DynSUP: Dynamic Gaussian Splatting from An Unposed Image Pair

TL;DR

DynSUP introduces a novel method for dynamic scene 3D reconstruction from just two unposed images, combining object-level bundle adjustment and learnable Gaussian transformations for high-fidelity view synthesis.

Contribution

It presents the first approach to model dynamic scenes with only two images and no prior poses, using a two-view bundle adjustment and SE(3) Gaussian transformations.

Findings

Outperforms state-of-the-art static scene methods on synthetic and real data.

Achieves high-fidelity novel view synthesis with accurate motion and temporal consistency.

Effectively models dynamic objects with minimal input data.

Abstract

Recent advances in 3D Gaussian Splatting have shown promising results.

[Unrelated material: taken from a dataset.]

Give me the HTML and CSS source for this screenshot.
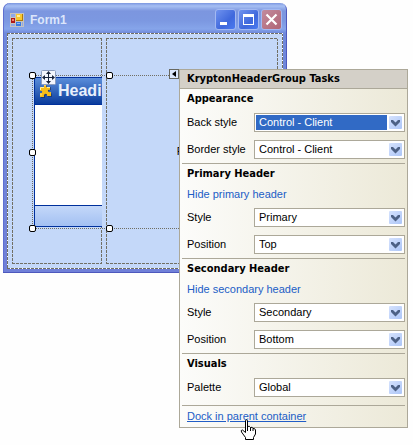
FILE: index.html
```
<!DOCTYPE html>
<html lang="en">
<head>
<meta charset="utf-8">
<title>Form1</title>
<link rel="stylesheet" href="styles.css">
</head>
<body>
<main class="desktop">
  <section class="window">
    <header class="titlebar">
      <svg class="app-icon" viewBox="0 0 14 14" shape-rendering="crispEdges">
        <rect x="0" y="0" width="14" height="14" fill="#c5c3c0"/>
        <rect x="1" y="1" width="4" height="3" fill="#8fa8e8"/>
        <rect x="6" y="1" width="7" height="7" fill="#b07a08"/>
        <rect x="6" y="1" width="6" height="6" fill="#f8c830"/>
        <rect x="7" y="2" width="3" height="2" fill="#fff0a0"/>
        <rect x="1" y="5" width="4" height="5" fill="#b01818"/>
        <rect x="2" y="6" width="2" height="2" fill="#f08070"/>
        <rect x="6" y="9" width="5" height="4" fill="#3878e0"/>
        <rect x="7" y="10" width="3" height="1" fill="#90b8f8"/>
        <rect x="1" y="11" width="4" height="2" fill="#8fa8e8"/>
        <rect x="12" y="9" width="1" height="4" fill="#8fa8e8"/>
      </svg>
      <h1 class="caption">Form1</h1>
      <button class="win-btn" aria-label="Minimize"><svg viewBox="0 0 21 21"><path d="M5 13h7v3H5z" fill="#fff"/></svg></button>
      <button class="win-btn" aria-label="Maximize"><svg viewBox="0 0 21 21"><path d="M5 5h11v11H5zM6 8v7h9V8z" fill="#fff" fill-rule="evenodd"/></svg></button>
      <button class="win-btn close" aria-label="Close"><svg viewBox="0 0 21 21"><path d="M5.500 5.500l10 10M15.500 5.500l-10 10" stroke="#fff" stroke-width="2.200" fill="none"/></svg></button>
    </header>
    <div class="client dashed">
      <div class="pane first dashed">
        <div class="group">
          <div class="group-head">
            <svg class="puzzle" viewBox="0 0 14 14"><path d="M2 14V9h1c2 1 2-3 0-2H1V3l4 1c-1-3 3-4 3-1v1l4-1v3c-3 0-3 3 0 3l1 1v3H9c0-3-3-3-3 0v1z" fill="#1b2a4c" opacity=".6"/><path d="M1 13V9c3 1 3-3 0-2V3h4C4 0 8 0 7 3h4v3c-3-1-3 3 1 2v4H8c1-3-4-3-3 1z" fill="#f8bd18"/><path d="M1.500 6V3.500H5M5.500 1.500h1M8 3.500h3M2 9.500v2" stroke="#fff0a0" fill="none"/></svg>
            <span>Headi</span>
          </div>
          <div class="group-body"></div>
          <div class="group-foot"></div>
        </div>
      </div>
      <div class="pane second dashed"><span>P</span></div>
    </div>
  </section>

  <div class="selection">
    <i class="handle h1"></i><i class="handle h2"></i><i class="handle h3"></i><i class="handle h4"></i><i class="handle h5"></i>
    <svg class="move" viewBox="0 0 15 15"><rect x=".5" y=".5" width="14" height="14" rx="1" fill="#f2f6fd" stroke="#8a9cbe"/><path d="M7 3h1v4h4v1H8v4H7V8H3V7h4zM7.500 1L10 4H5zM7.500 14L5 11h5zM1 7.500L4 5v5zM14 7.500L11 10V5z" fill="#17243c"/></svg>
    <button class="glyph" aria-label="Tasks"><svg viewBox="0 0 10 10"><rect x=".5" y=".5" width="9" height="9" fill="#dce8fb" stroke="#686860"/><path d="M7 2v6L3 5z" fill="#000"/></svg></button>
  </div>

  <aside class="tasks">
    <h2 class="tasks-title">KryptonHeaderGroup Tasks</h2>
    <div class="tasks-body">
      <section class="block">
        <h3>Appearance</h3>
        <div class="rows">
          <label for="back">Back style</label>
          <div class="combo active"><select id="back"><option>Control - Client</option></select><svg viewBox="0 0 13 13"><path d="M2 4h2l2.500 2.500L9 4h2v2L6.500 10.500 2 6z"/></svg></div>
          <label for="border">Border style</label>
          <div class="combo"><select id="border"><option>Control - Client</option></select><svg viewBox="0 0 13 13"><path d="M2 4h2l2.500 2.500L9 4h2v2L6.500 10.500 2 6z"/></svg></div>
        </div>
      </section>
      <section class="block">
        <h3>Primary Header</h3>
        <a href="#primary">Hide primary header</a>
        <div class="rows">
          <label for="pstyle">Style</label>
          <div class="combo"><select id="pstyle"><option>Primary</option></select><svg viewBox="0 0 13 13"><path d="M2 4h2l2.500 2.500L9 4h2v2L6.500 10.500 2 6z"/></svg></div>
          <label for="ppos">Position</label>
          <div class="combo"><select id="ppos"><option>Top</option></select><svg viewBox="0 0 13 13"><path d="M2 4h2l2.500 2.500L9 4h2v2L6.500 10.500 2 6z"/></svg></div>
        </div>
      </section>
      <section class="block">
        <h3>Secondary Header</h3>
        <a href="#secondary">Hide secondary header</a>
        <div class="rows">
          <label for="sstyle">Style</label>
          <div class="combo"><select id="sstyle"><option>Secondary</option></select><svg viewBox="0 0 13 13"><path d="M2 4h2l2.500 2.500L9 4h2v2L6.500 10.500 2 6z"/></svg></div>
          <label for="spos">Position</label>
          <div class="combo"><select id="spos"><option>Bottom</option></select><svg viewBox="0 0 13 13"><path d="M2 4h2l2.500 2.500L9 4h2v2L6.500 10.500 2 6z"/></svg></div>
        </div>
      </section>
      <section class="block last">
        <h3>Visuals</h3>
        <div class="rows">
          <label for="palette">Palette</label>
          <div class="combo"><select id="palette"><option>Global</option></select><svg viewBox="0 0 13 13"><path d="M2 4h2l2.500 2.500L9 4h2v2L6.500 10.500 2 6z"/></svg></div>
        </div>
      </section>
      <a class="dock" href="#dock">Dock in parent container</a>
    </div>
  </aside>

  <svg class="cursor" viewBox="0 0 17 22"><path d="M5.500 1.500q1.500-1.500 2 0V7.500q2-1 3 1 2-1 2.500 1 2-.5 2.500 1.500V15l-2 3.500v2h-8v-2L1.500 13q-1-2 1-2l3 2.500z" fill="#fff" stroke="#000"/><path d="M7.500 7v5M10.500 8.500V12M13 9.500V12" stroke="#000" fill="none"/></svg>
</main>
</body>
</html>
```
FILE: styles.css
```
* { box-sizing: border-box; }
body {
  margin: 0;
  background: #fefefe;
  color: #000;
  font: 11px/20px "Liberation Sans", Tahoma, sans-serif;
}
h1, h2, h3 { margin: 0; font-size: inherit; }
h2, h3 { font-family: "DejaVu Sans Condensed", Tahoma, sans-serif; }
.desktop { position: relative; min-height: 100vh; padding: 3px 126px 0 3px; }

.window {
  padding: 0 4px 4px;
  border-radius: 7px 7px 0 0;
  background: linear-gradient(#7b96e0, #a6bff3 3px, #7c96df 8px, #7c98e1 18px, #86a5ea 26px, #7089db 30px, #7080d8);
  box-shadow: inset -1px -1px #4d58bd, inset 1px 0 #5f6fd0;
}
.titlebar { display: flex; align-items: center; gap: 2px; height: 30px; padding: 3px 1px 0 3px; }
.app-icon { width: 14px; height: 14px; }
.caption { flex: 1; margin-left: 4px; color: #dce6fb; font: bold 12px/20px "Liberation Sans", sans-serif; }
.win-btn {
  width: 21px; height: 21px; padding: 0;
  border: 1px solid #a3b9f2; border-radius: 3px;
  background: linear-gradient(135deg, #6f92ee, #3f68dc 60%, #4a7af0);
}
.win-btn svg { display: block; width: 21px; height: 21px; margin: -1px; }
.win-btn.close { background: linear-gradient(135deg, #c28b9d, #b06575); }

.dashed {
  --line: #716f64;
  --gap: #c4d8f9;
  background:
    repeating-linear-gradient(90deg, var(--line) 0 3px, var(--gap) 3px 4px) top / 100% 1px no-repeat,
    repeating-linear-gradient(90deg, var(--line) 0 3px, var(--gap) 3px 4px) bottom / 100% 1px no-repeat,
    repeating-linear-gradient(var(--line) 0 3px, var(--gap) 3px 4px) left / 1px 100% no-repeat,
    repeating-linear-gradient(var(--line) 0 3px, var(--gap) 3px 4px) right / 1px 100% no-repeat,
    #c4d8f9;
}
.client { --gap: #fff; display: flex; gap: 4px; min-height: 236px; padding: 5px; }
.first { flex: 0 0 89px; padding: 39px 0 36px 22px; }
.second { flex: 1; display: grid; place-items: center; }
.second span { width: 30px; }
.group { display: flex; flex-direction: column; height: 150px; border: solid #00309c; border-width: 1px 0 1px 1px; }
.group-head {
  display: flex; align-items: center; gap: 5px; height: 27px; padding-left: 4px; overflow: hidden;
  background: linear-gradient(#5a8edb, #2a5cb4 60%, #0a3c9c);
  border-bottom: 1px solid #00309c;
  color: #e8f0fc; font: bold 16px/20px "Liberation Sans", sans-serif;
}
.puzzle { flex: none; width: 14px; height: 14px; }
.group-body { flex: 1; background: #fff; }
.group-foot { height: 21px; border-top: 1px solid #00309c; background: linear-gradient(#c4d8f9, #a3c0f2); }

.selection {
  position: absolute; left: 32px; top: 75px; width: 148px; height: 154px;
  background:
    repeating-linear-gradient(90deg, #716f64 0 1px, #c4d8f9 1px 2px) top / 100% 1px no-repeat,
    repeating-linear-gradient(90deg, #716f64 0 1px, #c4d8f9 1px 2px) bottom / 100% 1px no-repeat,
    repeating-linear-gradient(#716f64 0 1px, #c4d8f9 1px 2px) left / 1px 100% no-repeat;
}
.handle { position: absolute; width: 7px; height: 7px; border: 1px solid #000; border-radius: 2px; background: #fff; }
.h1 { left: -3px; top: -3px; }
.h2 { left: 74px; top: -3px; }
.h3 { left: -3px; top: 74px; }
.h4 { left: -3px; bottom: -3px; }
.h5 { left: 74px; bottom: -3px; }
.move { position: absolute; left: 9px; top: -5px; width: 15px; height: 15px; }
.glyph { position: absolute; left: 137px; top: -6px; width: 10px; height: 10px; padding: 0; border: 0; background: none; }
.glyph svg { display: block; }

.tasks {
  position: absolute; left: 179px; right: 5px; top: 69px;
  border: 1px solid #aca899;
  background: linear-gradient(90deg, #fcfcfa, #ece9d8);
}
.tasks-title { height: 19px; padding-left: 7px; border-bottom: 1px solid #aca899; background: #d4d0c8; line-height: 18px; }
.tasks-body { padding: 0 2px; }
.block { padding-bottom: 4px; border-bottom: 1px solid #aca899; }
.block.last { padding-bottom: 8px; }
.block h3, .block a, .dock { display: block; height: 20px; padding-left: 5px; }
a { color: #215dc6; text-decoration: none; }
.dock { height: 21px; text-decoration: underline; }
.rows { display: grid; grid-template-columns: 67px 1fr; gap: 8px 0; margin-top: 4px; padding-left: 5px; }
.rows label { line-height: 19px; }
.combo { position: relative; }
.combo select {
  display: block; width: 100%; height: 19px; padding: 0 15px 0 4px;
  appearance: none; border: 1px solid #aca899; border-radius: 0; outline: 0;
  background: #fff; color: #000; font: inherit; line-height: 15px;
}
.combo.active select { background: linear-gradient(#316ac5, #316ac5) 1px 1px / calc(100% - 18px) 15px no-repeat #fff; color: #fff; }
.combo svg {
  position: absolute; right: 3px; top: 3px; width: 13px; height: 13px; pointer-events: none;
  border-radius: 1px; background: linear-gradient(135deg, #d5e2fd, #adc6f7); fill: #4d6185;
}
.cursor { position: absolute; left: 240px; top: 419px; width: 17px; height: 22px; }
```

Existing methods typically assume static scenes and/or multiple images with prior poses. Dynamics, sparse views, and unknown poses significantly increase the problem complexity due to insufficient geometric constraints. To overcome this challenge, we propose a method that can use only two images without prior poses to fit Gaussians in dynamic environments. To achieve this, we introduce two technical contributions. First, we propose an object-level two-view bundle adjustment. This strategy decomposes dynamic scenes into piece-wise rigid components, and jointly estimates the camera pose and motions of dynamic objects. Second, we design an SE(3) field-driven Gaussian training method. It enables fine-grained motion modeling through learnable per-Gaussian transformations. Our method leads to high-fidelity novel view synthesis of dynamic scenes while accurately preserving temporal consistency and object motion. Experiments on both synthetic and real-world datasets demonstrate that our method significantly outperforms state-of-the-art approaches designed for the cases of static environments, multiple images, and/or known poses. Our project page is available at https://colin-de.github.io/DynSUP/.